What is the marketplace chicken-and-egg problem?
A marketplace matches two distinct groups — supply (sellers, drivers, hosts, freelancers) and demand (buyers, riders, guests, clients). Its core value only appears once both sides are present in enough density to reliably match. That density is called liquidity.
The chicken-and-egg problem is the deadlock before liquidity: neither side has a reason to join because the other side isn't there yet. A new food-delivery app with no restaurants gives eaters nothing to order; with no eaters, restaurants see no reason to sign up. Every two-sided marketplace hits this wall on day one.
Liquidity, not sign-ups, is the real launch metric. A marketplace with 10,000 registered users and no successful matches is empty. One with 200 users and a 70% match rate is alive.
Why cold-start kills most marketplaces
Most marketplaces die in the "cold-start" phase because founders optimize for the wrong thing — total sign-ups instead of matches inside a tight enough scope to feel full. Growth expert Andrew Chen calls this the Cold Start Problem, and his core argument is that networks don't grow uniformly; they ignite in small, dense "atomic networks" first.

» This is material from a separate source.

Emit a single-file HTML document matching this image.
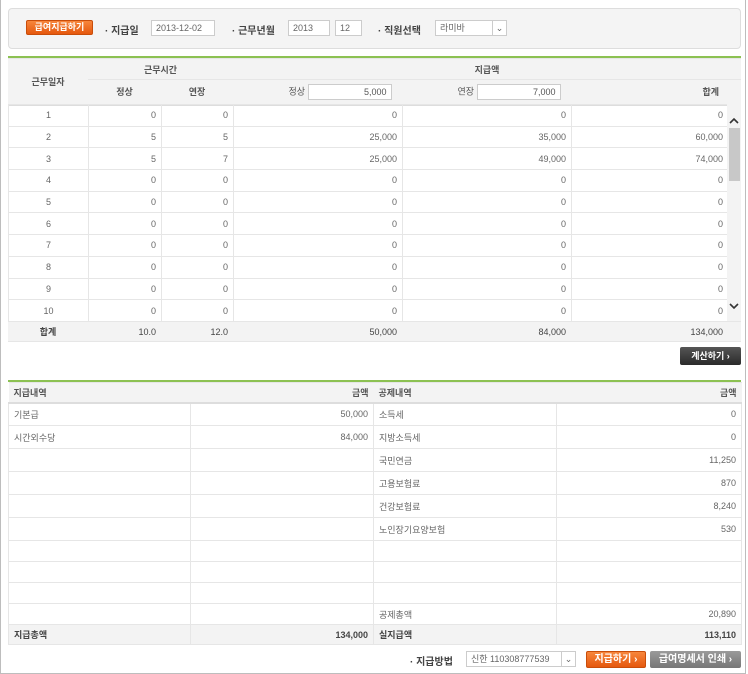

The trap is spreading thin. Launch a handyman marketplace across an entire country and every ZIP code feels empty. Launch it in three neighborhoods and it can feel busy with a fraction of the supply. The chicken-and-egg problem is really a density problem, and density is a function of how narrowly you scope your first market.
There's also a structural reason so many fail: as investor Bill Gurley argued in "All Markets Are Not Created Equal," some categories simply have better economics — high frequency, high fragmentation, and painful status-quo experiences. Choosing a good market makes cold-start solvable; choosing a bad one makes it nearly impossible no matter how clever your tactics.
Supply-first or demand-first? Pick a side
You cannot grow both sides evenly at once. The winning move is to over-index on the harder-to-get, more constrained side first, because that side becomes the magnet for the other.
A useful rule of thumb: supply is usually the constrained side. Sellers, drivers, and hosts are scarcer, harder to recruit, and stickier once acquired. Demand can often be bought or pulled with marketing later. So most successful marketplaces are supply-first — but not all. If your supply is commoditized and abundant (think generic products or gig labor in a saturated city), demand may be the real constraint.
| Question | If yes → start here |
|---|---|
| Is quality supply scarce and hard to recruit? | Supply-first |
| Can sellers earn meaningfully even at low volume? | Supply-first |
| Is supply abundant but demand attention expensive? | Demand-first |
| Do you already own an audience or content channel? | Demand-first |
Once you've picked a side, the tactics below tell you how to fill it without a chicken or an egg.
Building a two-sided platform? If you'd rather spend your runway on liquidity than on rebuilding matching, payments, and reviews from scratch, Make An App Like ships production-ready marketplace foundations you can launch on in weeks, not quarters.
12 launch tactics that beat the chicken-and-egg problem
These aren't mutually exclusive. The best launches stack three or four of them. Read all twelve, then jump to the sequencing section to build your rollout.
1. Ship a single-player tool first
Give one side standalone value that doesn't require the other side to exist yet. Andrew Chen's phrase — "come for the tool, stay for the network" — captures it. OpenTable seeded restaurants with reservation-management software before it had diners. The tool solves a real problem on day one, so supply accumulates while demand is still zero. When demand arrives, the network layer switches on.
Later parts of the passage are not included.